You Only Forward Once: An Efficient Compositional Judging Paradigm
Tianlong Zhang, Hongwei Xue, Shilin Yan, Di Wu, Chen Xu, Yunyun Yang
TL;DR
This work tackles the inefficiency and information loss in multimodal model judging by reframing the task as compositional, template-driven binary judgments. YOFO uses a single forward pass of a decoder-only MLLM to evaluate multiple requirements by reading final-token logits, achieving fast, interpretable judgments with dependency-aware capabilities and optional post-hoc CoT. Empirical results show state-of-the-art performance on recommendation-style tasks, strong cross-domain generalization to fashion data, and significant throughput gains over autoregressive or multi-stage rerankers. The approach opens avenues for fine-grained, instruction-aligned judgments in real-time systems and suggests potential extensions to reinforcement learning signals and multi-label applications.
Abstract
Multimodal large language models (MLLMs) show strong potential as judges.

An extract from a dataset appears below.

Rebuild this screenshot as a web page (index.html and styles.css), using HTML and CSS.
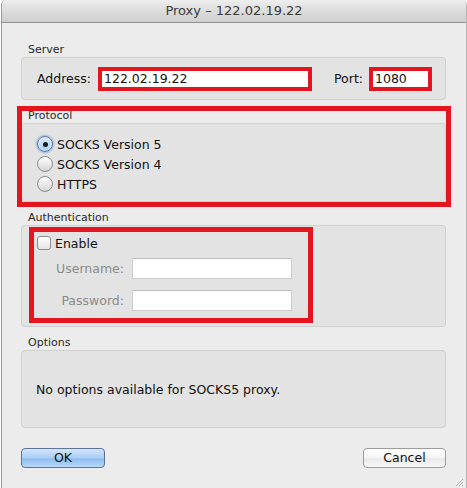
FILE: index.html
```html
<!DOCTYPE html>
<html>
<head>
<meta charset="utf-8">
<link rel="stylesheet" href="styles.css">
</head>
<body>
<div class="window">
  <div class="titlebar">Proxy – 122.02.19.22</div>
  <div class="content">
    <section class="group">
      <div class="group-label">Server</div>
      <div class="box server-box">
        <span class="lbl addr-lbl">Address:</span>
        <div class="field red-field addr-field">122.02.19.22</div>
        <span class="spacer"></span>
        <span class="lbl port-lbl">Port:</span>
        <div class="field red-field port-field">1080</div>
      </div>
    </section>

    <section class="group highlighted">
      <div class="group-label">Protocol</div>
      <div class="box protocol-box">
        <div class="radio-row"><span class="radio checked"><span class="dot"></span></span><span class="opt">SOCKS Version 5</span></div>
        <div class="radio-row"><span class="radio"></span><span class="opt">SOCKS Version 4</span></div>
        <div class="radio-row"><span class="radio"></span><span class="opt">HTTPS</span></div>
      </div>
    </section>

    <section class="group">
      <div class="group-label">Authentication</div>
      <div class="box auth-box">
        <div class="auth-red">
          <div class="check-row"><span class="checkbox"></span><span class="opt">Enable</span></div>
          <div class="auth-grid">
            <span class="dim-lbl">Username:</span>
            <div class="text-input"></div>
            <span class="dim-lbl">Password:</span>
            <div class="text-input"></div>
          </div>
        </div>
      </div>
    </section>

    <section class="group">
      <div class="group-label">Options</div>
      <div class="box options-box">No options available for SOCKS5 proxy.</div>
    </section>

    <div class="buttons">
      <button class="btn btn-ok">OK</button>
      <button class="btn btn-cancel">Cancel</button>
    </div>
  </div>
  <svg class="grip" width="10" height="10" viewBox="0 0 10 10"><path d="M9 2 L2 9 M9 5 L5 9 M9 8 L8 9" stroke="#b5b5b5" stroke-width="1" fill="none"/></svg>
</div>
</body>
</html>
```

FILE: styles.css
```css
* { box-sizing: border-box; }
html, body { margin: 0; padding: 0; }
body {
  background: #ffffff;
  font-family: "DejaVu Sans", "Liberation Sans", sans-serif;
  color: #111;
}
.window {
  position: relative;
  width: 466px;
  height: 488px;
  margin-left: 1px;
  background: #ececec;
  border-left: 1px solid #9b9b9b;
  border-right: 1px solid #b4b4b4;
  border-radius: 5px 5px 0 0;
  overflow: hidden;
}
.titlebar {
  height: 23px;
  line-height: 22px;
  text-align: center;
  font-size: 13px;
  color: #3c3c3c;
  background: linear-gradient(#eeeeee, #d9d9d9 60%, #cfcfcf);
  border-bottom: 1px solid #8f8f8f;
}
.content {
  display: flex;
  flex-direction: column;
  gap: 9px;
  padding: 20px 20px 0 19px;
}
.group { position: relative; }
.group-label {
  font-size: 11px;
  line-height: 14px;
  height: 14px;
  padding-left: 7px;
  color: #2a2a2a;
}
.box {
  background: #e3e3e3;
  border: 1px solid #d0d0d0;
  border-radius: 4px;
}
.server-box {
  height: 43px;
  display: flex;
  align-items: center;
  padding: 0 13px 0 15px;
  font-size: 12.5px;
}
.lbl { color: #111; }
.addr-lbl { margin-right: 7px; }
.port-lbl { margin-right: 6px; }
.spacer { flex: 1; }
.field {
  background: #fff;
  height: 24px;
  line-height: 16px;
  font-size: 12.5px;
  padding-left: 2px;
}
.red-field { border: 4px solid #e3161f; }
.addr-field { width: 214px; }
.port-field { width: 63px; }

.highlighted::after {
  content: "";
  position: absolute;
  left: -4px;
  right: -5px;
  top: -3px;
  bottom: -5px;
  border: 5px solid #e3161f;
  pointer-events: none;
}
.protocol-box {
  height: 79px;
  padding: 10px 0 0 15px;
}
.radio-row {
  display: flex;
  align-items: center;
  height: 20px;
  font-size: 12.5px;
}
.radio {
  width: 16px;
  height: 16px;
  border-radius: 50%;
  border: 1px solid #8d8d8d;
  background: linear-gradient(#ffffff, #e6e6e6 60%, #d4d4d4);
  margin-right: 4px;
  display: flex;
  align-items: center;
  justify-content: center;
  flex: none;
}
.radio.checked {
  border-color: #5a78a6;
  background: radial-gradient(circle at 50% 70%, #a7cdf5, #d9e9fb 70%);
  box-shadow: 0 0 2px 1px rgba(90, 140, 210, 0.6);
}
.dot {
  width: 5px;
  height: 5px;
  border-radius: 50%;
  background: #1c1c1c;
}
.opt { color: #111; }

.auth-box {
  height: 102px;
  padding: 1px 0 0 7px;
}
.auth-red {
  width: 284px;
  height: 96px;
  border: 5px solid #e3161f;
  padding: 1px 0 0 3px;
}
.check-row {
  display: flex;
  align-items: center;
  height: 20px;
  font-size: 12.5px;
}
.checkbox {
  width: 14px;
  height: 14px;
  border: 1px solid #8d8d8d;
  border-radius: 3px;
  background: linear-gradient(#ffffff, #e4e4e4);
  margin-right: 4px;
  flex: none;
}
.auth-grid {
  margin-top: 5px;
  margin-left: -3px;
  display: grid;
  grid-template-columns: 90px 160px;
  column-gap: 8px;
  row-gap: 11px;
  align-items: center;
}
.dim-lbl {
  text-align: right;
  font-size: 12.5px;
  color: #8a8a8a;
}
.text-input {
  height: 21px;
  background: #fff;
  border: 1px solid #cdcdcd;
  border-top-color: #bdbdbd;
}

.options-box {
  height: 78px;
  display: flex;
  align-items: center;
  padding-left: 14px;
  font-size: 12.5px;
  color: #111;
}

.buttons {
  display: flex;
  justify-content: space-between;
  margin-top: 11px;
}
.btn {
  height: 20px;
  border-radius: 4px;
  font-family: "DejaVu Sans", "Liberation Sans", sans-serif;
  font-size: 12.5px;
  color: #111;
  padding: 0;
  line-height: 18px;
}
.btn-ok {
  width: 84px;
  border: 1px solid #5b7497;
  background: linear-gradient(#d3e6fb, #a9cdf4 50%, #8dbdf0 55%, #b8d8f8);
}
.btn-cancel {
  width: 83px;
  border: 1px solid #9c9c9c;
  background: linear-gradient(#ffffff, #f4f4f4 50%, #e9e9e9 55%, #f7f7f7);
}
.grip {
  position: absolute;
  right: 2px;
  bottom: 1px;
}
```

However, existing approaches face a fundamental trade-off: adapting MLLMs to output a single score misaligns with the generative nature of MLLMs and limits fine-grained requirement understanding, whereas autoregressively generating judging analyses is prohibitively slow in high-throughput settings. Observing that judgment reduces to verifying whether inputs satisfy a set of structured requirements, we propose YOFO, a template-conditioned method that judges all requirements in a single forward pass. Built on an autoregressive model, YOFO accepts a structured requirement template and, in one inference step, produces a binary yes/no decision for each requirement by reading the logits of the final token associated with that requirement. This design yields orders-of-magnitude speedups while preserving interpretability. Extensive experiments show that YOFO not only achieves state-of-the-art results on standard recommendation datasets, but also supports dependency-aware analysis -- where subsequent judgments are conditioned on previous ones -- and further benefits from post-hoc CoT.